So the first challenge here for any agency is creating an environment where employees trust management and each other. It’s no small feat, and one that must be championed (and publicly followed through on) by company leadership.

As a digital agency, our lives and work move very quickly. Things are changing all the time (clients, employees, technology, trends). And mistakes will happen, frequently.

But lucky for you, you have an indispensable resource: Your team. They are full of excellent ideas, whether they know it yet or not. Take advantage of it.

There is a related message in this lesson: It’s not enough to just be open to ideas from every level on the totem pole. You have to seek them out. You have to “engage the collective brainpower of the people you work with.” To Catmull, this is actually a key piece of the job of a manager.

At Pixar, they use a number of techniques every day to constantly push each other to share ideas.

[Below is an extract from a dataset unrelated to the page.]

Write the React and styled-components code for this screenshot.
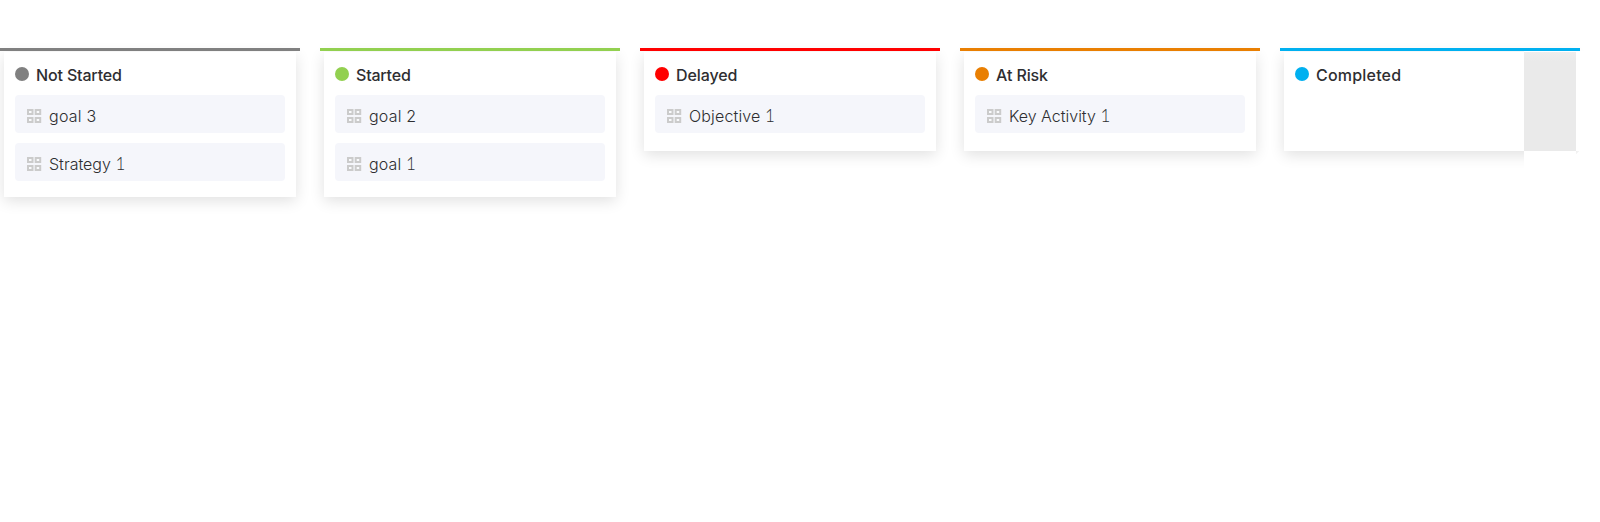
import React from "react";
import styled, { createGlobalStyle } from "styled-components";

const GlobalStyle = createGlobalStyle`
  body {
    margin: 0;
    background: #fff;
    color: #2e2e31;
    font-family: Inter, "Liberation Sans", sans-serif;
  }
`;

const Board = styled.main`
  display: flex;
  align-items: flex-start;
  gap: 20px;
  min-height: 522px;
  padding-top: 48px;
  box-sizing: border-box;
  overflow: hidden;
`;

const Column = styled.section`
  position: relative;
  flex: 0 0 300px;
`;

const StatusBar = styled.div`
  position: relative;
  z-index: 1;
  height: 3px;
  background: ${(p) => p.$color};
`;

const Card = styled.div`
  box-sizing: border-box;
  min-height: 99px;
  margin: 1px 4px 0;
  padding: 13px 11px 16px;
  background: #fff;
  box-shadow: 0 4px 14px rgba(0, 0, 0, 0.12);
`;

const Heading = styled.header`
  display: flex;
  align-items: center;
  gap: 7px;
  height: 20px;
  margin-bottom: 10px;
`;

const Dot = styled.span`
  width: 14px;
  height: 14px;
  margin-bottom: 2px;
  border-radius: 50%;
  background: ${(p) => p.$color};
`;

const Title = styled.h2`
  margin: 0;
  font-size: 16px;
  line-height: 20px;
  font-weight: 450;
  white-space: nowrap;
  letter-spacing: ${(p) => p.$tracking}px;
`;

const List = styled.div`
  display: flex;
  flex-direction: column;
  gap: 10px;
`;

const Item = styled.div`
  display: flex;
  align-items: center;
  box-sizing: border-box;
  height: 38px;
  padding-left: 12px;
  border-radius: 4px;
  background: #f5f6fb;
`;

const Label = styled.span`
  margin: 4px 0 0 7px;
  font-size: 16px;
  line-height: 22px;
  font-weight: 300;
  white-space: nowrap;
  letter-spacing: ${(p) => p.$tracking}px;
`;

const FootedDigit = styled.span`
  font-family: Lato, sans-serif;
  font-size: 17px;
  line-height: 1;
`;

const IconSvg = styled.svg`
  flex: none;
  margin-top: 4px;
`;

const Overflow = styled.div`
  position: absolute;
  top: 3px;
  left: 244px;
  width: 76px;
  height: 120px;
  background: #fff;
`;

const Shade = styled.div`
  width: 52px;
  height: 99px;
  margin-top: 1px;
  background: linear-gradient(#eee, #eaeaea 9px);
`;

const Corner = styled.div`
  width: 4px;
  height: 4px;
  margin-left: 52px;
  background: linear-gradient(135deg, #eee, #f7f7f7 50%, #fff 50%);
`;

function GridIcon() {
  return (
    <IconSvg width="15" height="14" viewBox="0 0 15 14" fill="#f9fafc" stroke="#cbcbcb" strokeWidth="2">
      <rect x="1" y="1" width="4.5" height="4" />
      <rect x="8.7" y="1" width="4.5" height="4" />
      <rect x="1" y="9" width="4.5" height="4" />
      <rect x="8.7" y="9" width="4.5" height="4" />
    </IconSvg>
  );
}

function LabelText({ text }) {
  if (!text.endsWith("1")) return text;
  return (
    <>
      {text.slice(0, -1)}
      <FootedDigit>1</FootedDigit>
    </>
  );
}

const columns = [
  { title: "Not Started", color: "#808080", tracking: -0.15, items: [["goal 3", 0.25], ["Strategy 1", 0]] },
  { title: "Started", color: "#92d050", tracking: -0.2, items: [["goal 2", 0.2], ["goal 1", 0.15]] },
  { title: "Delayed", color: "#ff0000", tracking: -0.1, items: [["Objective 1", 0.15]] },
  { title: "At Risk", color: "#e97f02", tracking: -0.1, items: [["Key Activity 1", 0]] },
  { title: "Completed", color: "#00b0f0", tracking: 0.2, items: [], overflow: true },
];

export default function App() {
  return (
    <>
      <GlobalStyle />
      <Board>
        {columns.map((c) => (
          <Column key={c.title}>
            <StatusBar $color={c.color} />
            <Card>
              <Heading>
                <Dot $color={c.color} />
                <Title $tracking={c.tracking}>{c.title}</Title>
              </Heading>
              <List>
                {c.items.map(([label, tracking]) => (
                  <Item key={label}>
                    <GridIcon />
                    <Label $tracking={tracking}>
                      <LabelText text={label} />
                    </Label>
                  </Item>
                ))}
              </List>
            </Card>
            {c.overflow && (
              <Overflow>
                <Shade />
                <Corner />
              </Overflow>
            )}
          </Column>
        ))}
      </Board>
    </>
  );
}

  • They hold Braintrust meetings to dissect films in the making, enabling everyone to give and receive in-depth feedback.
  • They use postmortems to push themselves to discover all “the ways in which they aren’t exceptional.”
  • And, famously, they use “Notes Day” as a supercharged version of these techniques — one day every year where everyone’s job is simply to connect and give as much input as possible on the company challenges that interest them moth.

These techniques are applicable to digital marketing agencies as well.

For example: At Brain Bytes, we regularly hold “Fight Club” meetings to dissect processes and products in the making, and get everyone’s input on them.

Management is typically required to attend these meetings, but all employees interested in the subject matter are strongly encouraged to join (and contribute).

These meetings not only reinforce trust and conflict, they also ensure collective buy-in on big decisions since everyone can participate in the decision-making process.

As an agency, “mechanisms of self-assessment that seek to uncover what’s real” are your best friend. Don’t ever shy away from the challenge of uncovering (and accepting) opportunities to be better.

2) “The desire for everything to run smoothly is a false goal.”

A floor covered in splattered paint, paint containers, and palettes.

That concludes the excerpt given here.